Friday, December 4, 2009

"We Get To Have Our Birthdays."

To anyone who will listen, these last two years, I've insisted that Friday Night Lights (FNL) is the best thing going on television, bar none. What I usually say is that I'm not a big fan, generally, of high school, football, or Texas, but the show makes me appreciate all three (as well as what are definitively the best marriage and family dynamics on TV). I blogged earlier this year about why I like this show so much, so I won't repeat myself, except to say that Friday Night Lights exists through a strange partnership between NBC and Direct TV, by which the latter underwrites some of the costs of making the show in exchange for exclusive rights to air the episodes to subscribers in advance of the regular broadcast season. The current season (#4) airs right now on Direct TV and will air on NBC in summer 2010. I am not a Direct TV subscriber, but I have found various online sites by which I've been able to watch this season. I strongly encourage you to check it out, especially if you follow this blog because you appreciate what I've written previously about living with and through grief and mourning.

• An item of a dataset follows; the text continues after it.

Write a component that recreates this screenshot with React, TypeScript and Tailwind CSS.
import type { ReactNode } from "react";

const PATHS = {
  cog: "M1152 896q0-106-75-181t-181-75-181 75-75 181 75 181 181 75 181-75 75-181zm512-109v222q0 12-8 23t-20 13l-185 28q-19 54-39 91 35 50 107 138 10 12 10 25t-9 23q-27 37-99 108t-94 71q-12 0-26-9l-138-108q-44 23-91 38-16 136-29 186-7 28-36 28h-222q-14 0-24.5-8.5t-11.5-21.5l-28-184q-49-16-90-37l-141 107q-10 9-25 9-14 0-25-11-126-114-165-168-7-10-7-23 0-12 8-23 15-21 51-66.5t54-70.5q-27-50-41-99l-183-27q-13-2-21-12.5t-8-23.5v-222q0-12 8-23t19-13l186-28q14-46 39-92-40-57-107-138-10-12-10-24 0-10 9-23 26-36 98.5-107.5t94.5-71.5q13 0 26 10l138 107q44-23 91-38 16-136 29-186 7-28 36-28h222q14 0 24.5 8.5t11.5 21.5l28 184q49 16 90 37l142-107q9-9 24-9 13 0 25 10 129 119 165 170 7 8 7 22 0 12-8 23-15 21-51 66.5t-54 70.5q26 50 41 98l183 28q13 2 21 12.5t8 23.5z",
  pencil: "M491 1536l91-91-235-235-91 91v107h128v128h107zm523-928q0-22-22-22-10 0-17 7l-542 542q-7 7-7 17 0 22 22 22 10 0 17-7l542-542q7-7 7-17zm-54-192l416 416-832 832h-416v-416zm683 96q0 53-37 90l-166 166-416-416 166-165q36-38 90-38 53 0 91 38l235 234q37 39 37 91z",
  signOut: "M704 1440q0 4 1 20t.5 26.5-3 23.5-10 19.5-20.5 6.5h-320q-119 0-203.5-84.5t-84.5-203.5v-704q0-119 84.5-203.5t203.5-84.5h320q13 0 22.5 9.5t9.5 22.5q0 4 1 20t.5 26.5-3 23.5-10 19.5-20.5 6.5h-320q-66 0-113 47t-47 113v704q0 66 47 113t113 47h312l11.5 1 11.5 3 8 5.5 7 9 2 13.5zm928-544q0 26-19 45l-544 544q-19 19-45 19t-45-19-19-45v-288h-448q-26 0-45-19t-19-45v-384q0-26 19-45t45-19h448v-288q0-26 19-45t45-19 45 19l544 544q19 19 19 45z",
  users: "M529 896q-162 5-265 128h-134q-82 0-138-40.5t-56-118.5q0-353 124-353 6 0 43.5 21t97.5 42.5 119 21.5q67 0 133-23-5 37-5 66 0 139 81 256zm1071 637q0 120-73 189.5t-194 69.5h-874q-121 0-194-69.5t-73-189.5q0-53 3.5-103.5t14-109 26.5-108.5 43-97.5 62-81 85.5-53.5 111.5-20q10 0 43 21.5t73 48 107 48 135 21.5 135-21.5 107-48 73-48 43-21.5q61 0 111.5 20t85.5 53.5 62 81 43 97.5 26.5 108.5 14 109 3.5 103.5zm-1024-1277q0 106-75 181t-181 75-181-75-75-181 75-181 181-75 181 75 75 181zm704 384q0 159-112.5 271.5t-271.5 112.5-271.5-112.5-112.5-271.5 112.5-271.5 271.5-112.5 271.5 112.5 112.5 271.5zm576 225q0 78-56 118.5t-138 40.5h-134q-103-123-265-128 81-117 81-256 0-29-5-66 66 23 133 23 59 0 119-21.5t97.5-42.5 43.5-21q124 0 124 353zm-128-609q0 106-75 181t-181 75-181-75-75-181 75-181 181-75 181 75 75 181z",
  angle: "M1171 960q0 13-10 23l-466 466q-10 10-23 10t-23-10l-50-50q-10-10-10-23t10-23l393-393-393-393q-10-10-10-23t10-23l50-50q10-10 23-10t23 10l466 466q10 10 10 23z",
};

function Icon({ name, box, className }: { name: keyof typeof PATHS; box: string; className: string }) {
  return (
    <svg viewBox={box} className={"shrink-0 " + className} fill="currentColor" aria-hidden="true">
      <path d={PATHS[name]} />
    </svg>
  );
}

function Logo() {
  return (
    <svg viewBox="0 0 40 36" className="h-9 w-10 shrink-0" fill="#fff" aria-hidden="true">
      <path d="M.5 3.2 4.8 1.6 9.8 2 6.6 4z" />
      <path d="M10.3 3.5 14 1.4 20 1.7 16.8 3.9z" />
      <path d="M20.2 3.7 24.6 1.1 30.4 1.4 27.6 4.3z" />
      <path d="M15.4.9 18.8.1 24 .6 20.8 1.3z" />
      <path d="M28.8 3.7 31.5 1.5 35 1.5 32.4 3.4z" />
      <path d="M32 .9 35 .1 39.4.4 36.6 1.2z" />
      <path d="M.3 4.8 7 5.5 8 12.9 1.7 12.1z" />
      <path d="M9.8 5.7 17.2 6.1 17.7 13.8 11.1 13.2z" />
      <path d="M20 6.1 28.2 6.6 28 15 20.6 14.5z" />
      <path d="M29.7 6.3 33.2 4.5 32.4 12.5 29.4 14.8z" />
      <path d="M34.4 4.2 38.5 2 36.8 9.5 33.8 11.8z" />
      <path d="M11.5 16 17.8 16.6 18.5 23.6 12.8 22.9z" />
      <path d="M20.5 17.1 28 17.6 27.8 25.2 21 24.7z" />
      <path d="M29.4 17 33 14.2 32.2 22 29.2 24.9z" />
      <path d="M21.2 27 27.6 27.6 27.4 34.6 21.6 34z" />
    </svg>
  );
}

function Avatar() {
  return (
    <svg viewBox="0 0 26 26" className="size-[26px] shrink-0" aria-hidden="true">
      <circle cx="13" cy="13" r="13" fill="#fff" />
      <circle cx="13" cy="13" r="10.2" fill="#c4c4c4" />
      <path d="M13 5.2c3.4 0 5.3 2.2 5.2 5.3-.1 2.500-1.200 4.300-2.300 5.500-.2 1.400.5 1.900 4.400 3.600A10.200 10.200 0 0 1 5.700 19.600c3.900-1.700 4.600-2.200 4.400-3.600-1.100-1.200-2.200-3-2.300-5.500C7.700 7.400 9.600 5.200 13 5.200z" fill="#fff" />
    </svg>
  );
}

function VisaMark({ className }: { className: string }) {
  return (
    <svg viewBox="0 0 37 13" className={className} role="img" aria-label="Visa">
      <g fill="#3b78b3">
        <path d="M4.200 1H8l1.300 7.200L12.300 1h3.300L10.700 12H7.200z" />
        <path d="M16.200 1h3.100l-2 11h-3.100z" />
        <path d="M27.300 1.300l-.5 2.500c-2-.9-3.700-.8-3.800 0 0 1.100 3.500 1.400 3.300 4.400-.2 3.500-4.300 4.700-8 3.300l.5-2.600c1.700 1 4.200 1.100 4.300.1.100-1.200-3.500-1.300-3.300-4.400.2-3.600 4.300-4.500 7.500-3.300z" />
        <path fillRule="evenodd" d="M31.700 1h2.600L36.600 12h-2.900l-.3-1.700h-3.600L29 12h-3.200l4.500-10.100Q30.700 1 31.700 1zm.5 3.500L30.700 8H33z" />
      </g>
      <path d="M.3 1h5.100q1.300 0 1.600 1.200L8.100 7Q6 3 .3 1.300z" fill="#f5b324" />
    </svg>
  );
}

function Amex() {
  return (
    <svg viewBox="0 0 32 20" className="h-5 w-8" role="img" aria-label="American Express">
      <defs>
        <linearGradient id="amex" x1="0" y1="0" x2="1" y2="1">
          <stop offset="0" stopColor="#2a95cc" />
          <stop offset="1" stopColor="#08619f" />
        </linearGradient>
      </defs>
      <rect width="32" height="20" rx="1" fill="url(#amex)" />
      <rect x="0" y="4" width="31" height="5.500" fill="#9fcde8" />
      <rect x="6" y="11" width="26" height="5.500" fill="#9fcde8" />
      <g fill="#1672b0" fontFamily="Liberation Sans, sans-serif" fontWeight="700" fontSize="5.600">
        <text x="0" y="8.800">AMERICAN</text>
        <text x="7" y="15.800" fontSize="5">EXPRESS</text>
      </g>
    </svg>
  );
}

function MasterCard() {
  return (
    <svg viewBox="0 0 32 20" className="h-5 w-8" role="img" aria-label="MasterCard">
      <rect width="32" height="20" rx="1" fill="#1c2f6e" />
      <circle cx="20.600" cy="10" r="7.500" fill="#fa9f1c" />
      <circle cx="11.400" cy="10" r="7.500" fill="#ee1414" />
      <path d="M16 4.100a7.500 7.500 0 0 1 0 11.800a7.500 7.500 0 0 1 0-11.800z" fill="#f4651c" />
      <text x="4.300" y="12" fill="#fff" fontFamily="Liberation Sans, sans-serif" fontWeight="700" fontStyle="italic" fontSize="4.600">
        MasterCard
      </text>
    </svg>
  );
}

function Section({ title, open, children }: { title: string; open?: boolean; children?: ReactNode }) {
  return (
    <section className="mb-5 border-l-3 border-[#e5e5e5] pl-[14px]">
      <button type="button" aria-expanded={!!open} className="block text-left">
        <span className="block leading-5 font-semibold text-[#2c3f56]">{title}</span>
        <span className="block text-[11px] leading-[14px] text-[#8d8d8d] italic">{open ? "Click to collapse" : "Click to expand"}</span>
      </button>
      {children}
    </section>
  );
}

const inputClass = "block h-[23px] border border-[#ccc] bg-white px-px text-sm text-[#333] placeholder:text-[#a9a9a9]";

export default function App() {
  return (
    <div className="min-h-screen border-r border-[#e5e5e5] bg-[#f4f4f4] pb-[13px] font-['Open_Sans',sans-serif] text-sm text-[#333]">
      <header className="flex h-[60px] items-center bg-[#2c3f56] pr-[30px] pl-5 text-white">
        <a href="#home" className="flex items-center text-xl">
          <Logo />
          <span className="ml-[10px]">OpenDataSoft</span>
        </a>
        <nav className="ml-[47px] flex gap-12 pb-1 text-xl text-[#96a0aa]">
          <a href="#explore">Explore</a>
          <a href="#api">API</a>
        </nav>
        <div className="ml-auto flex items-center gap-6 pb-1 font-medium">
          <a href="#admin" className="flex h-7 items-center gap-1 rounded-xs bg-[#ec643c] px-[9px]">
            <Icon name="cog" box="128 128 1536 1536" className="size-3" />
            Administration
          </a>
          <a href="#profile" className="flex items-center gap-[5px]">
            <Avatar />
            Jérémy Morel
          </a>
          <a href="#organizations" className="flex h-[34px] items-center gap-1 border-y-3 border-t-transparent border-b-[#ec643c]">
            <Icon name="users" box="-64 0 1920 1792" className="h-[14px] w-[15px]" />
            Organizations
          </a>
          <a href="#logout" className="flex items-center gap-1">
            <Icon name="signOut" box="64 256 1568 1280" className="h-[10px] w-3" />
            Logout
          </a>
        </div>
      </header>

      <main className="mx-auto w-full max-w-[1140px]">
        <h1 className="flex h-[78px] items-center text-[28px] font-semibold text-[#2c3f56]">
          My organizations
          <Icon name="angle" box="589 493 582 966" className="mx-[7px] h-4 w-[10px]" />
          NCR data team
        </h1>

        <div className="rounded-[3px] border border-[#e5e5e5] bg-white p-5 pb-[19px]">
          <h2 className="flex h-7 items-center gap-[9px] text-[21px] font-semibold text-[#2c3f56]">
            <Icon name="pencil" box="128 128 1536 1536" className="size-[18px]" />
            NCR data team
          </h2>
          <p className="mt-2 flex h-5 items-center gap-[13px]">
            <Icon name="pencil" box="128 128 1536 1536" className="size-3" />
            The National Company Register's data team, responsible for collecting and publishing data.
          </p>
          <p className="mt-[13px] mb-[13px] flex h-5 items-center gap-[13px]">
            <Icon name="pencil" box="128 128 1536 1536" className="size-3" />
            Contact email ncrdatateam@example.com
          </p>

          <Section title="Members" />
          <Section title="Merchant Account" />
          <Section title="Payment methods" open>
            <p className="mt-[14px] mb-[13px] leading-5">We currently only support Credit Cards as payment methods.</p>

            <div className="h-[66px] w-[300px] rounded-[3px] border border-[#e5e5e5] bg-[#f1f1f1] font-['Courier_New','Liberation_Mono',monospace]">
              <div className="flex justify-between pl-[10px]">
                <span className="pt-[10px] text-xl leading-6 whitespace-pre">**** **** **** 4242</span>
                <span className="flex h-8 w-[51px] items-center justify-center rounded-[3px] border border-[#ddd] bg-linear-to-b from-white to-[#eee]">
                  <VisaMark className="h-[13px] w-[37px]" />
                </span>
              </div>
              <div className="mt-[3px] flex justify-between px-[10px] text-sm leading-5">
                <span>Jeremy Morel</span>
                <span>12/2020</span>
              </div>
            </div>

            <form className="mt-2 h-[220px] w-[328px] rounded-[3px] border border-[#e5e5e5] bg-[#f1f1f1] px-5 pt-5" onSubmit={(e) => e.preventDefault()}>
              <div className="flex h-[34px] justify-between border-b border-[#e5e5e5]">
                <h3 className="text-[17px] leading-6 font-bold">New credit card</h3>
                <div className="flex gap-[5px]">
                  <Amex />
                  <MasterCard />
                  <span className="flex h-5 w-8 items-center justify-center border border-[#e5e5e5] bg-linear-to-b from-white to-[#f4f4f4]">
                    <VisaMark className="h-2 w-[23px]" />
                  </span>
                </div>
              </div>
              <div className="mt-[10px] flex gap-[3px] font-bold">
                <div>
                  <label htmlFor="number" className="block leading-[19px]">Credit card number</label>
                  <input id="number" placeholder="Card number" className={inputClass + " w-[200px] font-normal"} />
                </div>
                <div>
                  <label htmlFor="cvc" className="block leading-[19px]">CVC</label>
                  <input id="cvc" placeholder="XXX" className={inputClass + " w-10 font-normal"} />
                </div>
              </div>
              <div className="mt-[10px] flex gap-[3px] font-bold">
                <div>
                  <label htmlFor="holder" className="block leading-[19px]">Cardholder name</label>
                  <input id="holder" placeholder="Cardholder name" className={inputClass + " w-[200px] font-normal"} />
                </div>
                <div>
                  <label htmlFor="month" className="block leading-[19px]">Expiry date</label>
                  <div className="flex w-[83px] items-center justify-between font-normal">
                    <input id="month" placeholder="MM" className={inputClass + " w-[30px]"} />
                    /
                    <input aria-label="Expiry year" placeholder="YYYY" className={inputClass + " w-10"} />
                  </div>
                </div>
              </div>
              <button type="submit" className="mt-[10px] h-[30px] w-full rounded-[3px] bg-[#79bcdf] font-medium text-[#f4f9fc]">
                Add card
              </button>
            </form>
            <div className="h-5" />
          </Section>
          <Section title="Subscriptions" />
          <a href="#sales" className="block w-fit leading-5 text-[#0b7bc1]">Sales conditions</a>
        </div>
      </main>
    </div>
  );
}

I don't think I'm ruining the show if I say that one of the plot points of this season is the character Matt's experience of grieving for his dad, who has died while serving in the military in Iraq. Two scenes from this week's episode just felt right on, in their portrayal of throwaway aspects of grief. The first is Matt, after deciding to view his father's body (against the advice of the funeral home director), struggling to sit still at a dinner table. The second is Matt's grandmother (his father's mother) tending to her hairstyle before leaving home to attend the funeral. In the former, Matt winds himself tighter and tighter, refusing to eat, then feeling guilty for not eating a meal offered to him, then going back and forth between apologizing and declaring he can't eat, until he breaks down. In the latter, the grandmother needs to control the only part of the upcoming funeral that she can--a long day, no doubt, and she knows it's going to be hard, so she takes the time to get this one detail right before facing the world.

There is a heartbreaking moment during the episode where Matt tells his girlfriend that what he's going through is what people go through, have always gone through, will always go through. It's what she'll go through one day. And it plays so deftly on that feeling that grief overwhelms and consumes life, and if you thought it wasn't coming for you, man, were you kidding yourself. Except that, of course, the anxiety sets in quickly for someone who isn't grieving, at least not yet, and she starts to worry about the people around her, who are dying only in the most general and gradual sense (her parents are the shows stars, after all). The Chicago doc used to say that living and finding meaning in life requires rejecting the certainty and finality of death, and that it was especially hard for people who have experienced death and loss at an early age to embrace this denial. I liken it to what I understand the experience of being born again is: until you've experienced it, you can't really explain it to other people, but who could ever go back?

If death is something that can't be denied, then it has to be transformed into something to live with. But what transforms grief? Is it (for some) elegy? Then what makes it that part of elegy that instructs the living? Watching Coach walk with Matt back to his house, I realize that there is so much nuance to being supportive and empathetic, not least of which is finding ways to remove yourself from the center of the experience--to be the guy who knows about it, can talk about it and understand it, make sense of it and help with it, instead of just the guy who's going through it.

The project of elegy is to find in the intensely personal experience of loss those universal qualities that contribute something back to a society: to honor the dead, acknowledge the loss, and instruct the living. So, it seems lazy to insist that the experience of loss is something so exclusive and inscrutable. It is, of course, but so is traveling in outer space, and playing third base for the Yankees, and both of these experiences are regularly chronicled and translated to the uninitiated. And then I also wonder if all loss can really be captured under such a broad umbrella as "grief." Is grieving for a wife the same as grieving for a father? Is grieving for a young wife the same as grieving for an older wife? Is grieving for a child the same as grieving for a parent? Is grieving for a sibling the same as grieving for a friend? I can list all of these permutations, but you get the point. In many ways, we’re not all in the same boat. We may not even want to be in the same boat.

Matt gives a eulogy for his dad, in which he observes that he got to have so many birthdays at home because his father was working in the military, providing for his family, and that we all get to have our birthdays because the military provides the kind of security that allows for prosperity and rituals. It's simple, honest, and beautiful. It gives a sense of meaning and appreciation to the people at the service. But then there's a second part of the scene at the funeral. The honor guard steps forward and folds the flag draped across the coffin, then presents it to Matt's grandmother. They thank her for her son's service, on behalf of the country. They fire the guns into the air. Eventually, everyone leaves except for Matt and his girlfriend, who sit awhile. Then, Matt gets up, takes the shovel from a groundsperson, and starts to fill his father's grave. He takes off his coat, works at it harder, the camera moves to looking up from the grave, and is covered. Matt has been a public witness for his father, but the act of burial itself is something he undertakes with a lot of energy and determination. Soon, he'll be finished with the act of burial, and then what? What keeps us busy is entirely different from what sustains us.